### What is required
Retype the data that follows line by line, exactly, and leave its pictures out.
-- Begin Supplied material --
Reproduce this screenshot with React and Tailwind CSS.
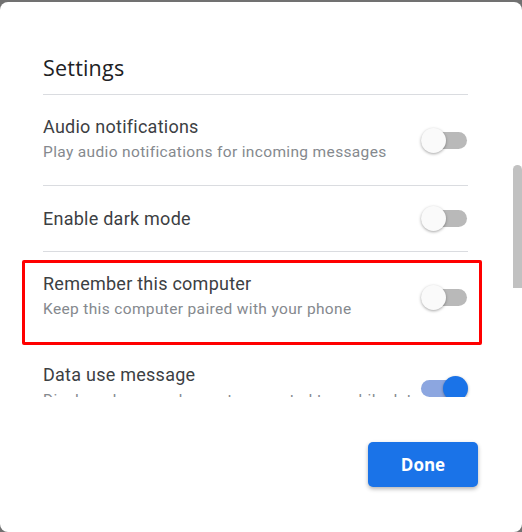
import React from "react";

const Toggle = ({ on = false }) => {
  return (
    <div className="relative h-[25px] w-[47px] shrink-0">
      <div
        className={
          on
            ? "absolute left-0 right-[1px] top-[4px] h-[17px] rounded-full bg-[#8ca6e0]"
            : "absolute left-0 right-[1px] top-[4px] h-[17px] rounded-full bg-[#b9b9b9]"
        }
      />
      <div
        className={
          on
            ? "absolute right-0 top-0 h-[25px] w-[25px] rounded-full bg-[#1a73e8] shadow-[0_1px_3px_rgba(0,0,0,0.35)]"
            : "absolute left-0 top-0 h-[25px] w-[25px] rounded-full bg-[#fafafa] shadow-[0_1px_3px_rgba(0,0,0,0.35)]"
        }
      />
    </div>
  );
};

const Row = ({ title, subtitle, on, height, last, children }) => {
  return (
    <div
      className={`relative flex items-center justify-between ${height} ${
        last ? "" : "border-b border-[#dadce0]"
      }`}
    >
      <div className={subtitle ? "self-start pt-[20px]" : ""}>
        <div className="text-[18px] leading-[24px] tracking-[0.25px] text-[#3c4043]">{title}</div>
        {subtitle && (
          <div className="text-[15.5px] leading-[26px] tracking-[0.35px] text-[#85898e]">{subtitle}</div>
        )}
      </div>
      <Toggle on={on} />
      {children}
    </div>
  );
};

export default function App() {
  return (
    <div className="h-[532px] w-[522px] overflow-hidden bg-[#717171] pt-[2px] font-['Roboto',sans-serif]">
      <div className="flex h-[530px] flex-col rounded-[8px] bg-white">
        {/* Scrolling settings list */}
        <div className="flex h-[395px] overflow-hidden">
          <div className="w-[468px] shrink-0 pl-[43px]">
            <div className="h-[93px] border-b border-[#dadce0] pt-[52px]">
              <h2 className="font-['Open_Sans',sans-serif] text-[21.5px] leading-[28px] tracking-[0.2px] text-[#202124]">Settings</h2>
            </div>

            <Row
              title="Audio notifications"
              subtitle="Play audio notifications for incoming messages"
              height="h-[91px]"
            />
            <Row title="Enable dark mode" height="h-[66px]" />
            <Row
              title="Remember this computer"
              subtitle="Keep this computer paired with your phone"
              height="h-[91px]"
            >
              {/* highlight annotation */}
              <div className="pointer-events-none absolute -bottom-[3px] -left-[21px] -right-[14px] top-[8px] rounded-[2px] border-[3px] border-[#ff0000]" />
            </Row>
            <Row
              title="Data use message"
              subtitle="Display a banner when not connected to mobile data"
              on
              height="h-[91px]"
              last
            />
          </div>

          <div className="ml-auto w-[9px] shrink-0">
            <div className="mt-[163px] h-[123px] rounded-t-full bg-[#c1c1c1]" />
          </div>
        </div>

        {/* Footer */}
        <div className="flex justify-end pr-[44px] pt-[45px]">
          <button className="h-[45px] w-[110px] rounded-[5px] bg-[#1a73e8] font-['Open_Sans',sans-serif] text-[17px] font-bold text-white shadow-[0_2px_4px_rgba(0,0,0,0.3)]">
            Done
          </button>
        </div>
      </div>
    </div>
  );
}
-- End Supplied material --
### Solution to this exercise
Reproduce this screenshot with React and Tailwind CSS.
import React from "react";

const Toggle = ({ on = false }) => {
  return (
    <div className="relative h-[25px] w-[47px] shrink-0">
      <div
        className={
          on
            ? "absolute left-0 right-[1px] top-[4px] h-[17px] rounded-full bg-[#8ca6e0]"
            : "absolute left-0 right-[1px] top-[4px] h-[17px] rounded-full bg-[#b9b9b9]"
        }
      />
      <div
        className={
          on
            ? "absolute right-0 top-0 h-[25px] w-[25px] rounded-full bg-[#1a73e8] shadow-[0_1px_3px_rgba(0,0,0,0.35)]"
            : "absolute left-0 top-0 h-[25px] w-[25px] rounded-full bg-[#fafafa] shadow-[0_1px_3px_rgba(0,0,0,0.35)]"
        }
      />
    </div>
  );
};

const Row = ({ title, subtitle, on, height, last, children }) => {
  return (
    <div
      className={`relative flex items-center justify-between ${height} ${
        last ? "" : "border-b border-[#dadce0]"
      }`}
    >
      <div className={subtitle ? "self-start pt-[20px]" : ""}>
        <div className="text-[18px] leading-[24px] tracking-[0.25px] text-[#3c4043]">{title}</div>
        {subtitle && (
          <div className="text-[15.5px] leading-[26px] tracking-[0.35px] text-[#85898e]">{subtitle}</div>
        )}
      </div>
      <Toggle on={on} />
      {children}
    </div>
  );
};

export default function App() {
  return (
    <div className="h-[532px] w-[522px] overflow-hidden bg-[#717171] pt-[2px] font-['Roboto',sans-serif]">
      <div className="flex h-[530px] flex-col rounded-[8px] bg-white">
        {/* Scrolling settings list */}
        <div className="flex h-[395px] overflow-hidden">
          <div className="w-[468px] shrink-0 pl-[43px]">
            <div className="h-[93px] border-b border-[#dadce0] pt-[52px]">
              <h2 className="font-['Open_Sans',sans-serif] text-[21.5px] leading-[28px] tracking-[0.2px] text-[#202124]">Settings</h2>
            </div>

            <Row
              title="Audio notifications"
              subtitle="Play audio notifications for incoming messages"
              height="h-[91px]"
            />
            <Row title="Enable dark mode" height="h-[66px]" />
            <Row
              title="Remember this computer"
              subtitle="Keep this computer paired with your phone"
              height="h-[91px]"
            >
              {/* highlight annotation */}
              <div className="pointer-events-none absolute -bottom-[3px] -left-[21px] -right-[14px] top-[8px] rounded-[2px] border-[3px] border-[#ff0000]" />
            </Row>
            <Row
              title="Data use message"
              subtitle="Display a banner when not connected to mobile data"
              on
              height="h-[91px]"
              last
            />
          </div>

          <div className="ml-auto w-[9px] shrink-0">
            <div className="mt-[163px] h-[123px] rounded-t-full bg-[#c1c1c1]" />
          </div>
        </div>

        {/* Footer */}
        <div className="flex justify-end pr-[44px] pt-[45px]">
          <button className="h-[45px] w-[110px] rounded-[5px] bg-[#1a73e8] font-['Open_Sans',sans-serif] text-[17px] font-bold text-white shadow-[0_2px_4px_rgba(0,0,0,0.3)]">
            Done
          </button>
        </div>
      </div>
    </div>
  );
}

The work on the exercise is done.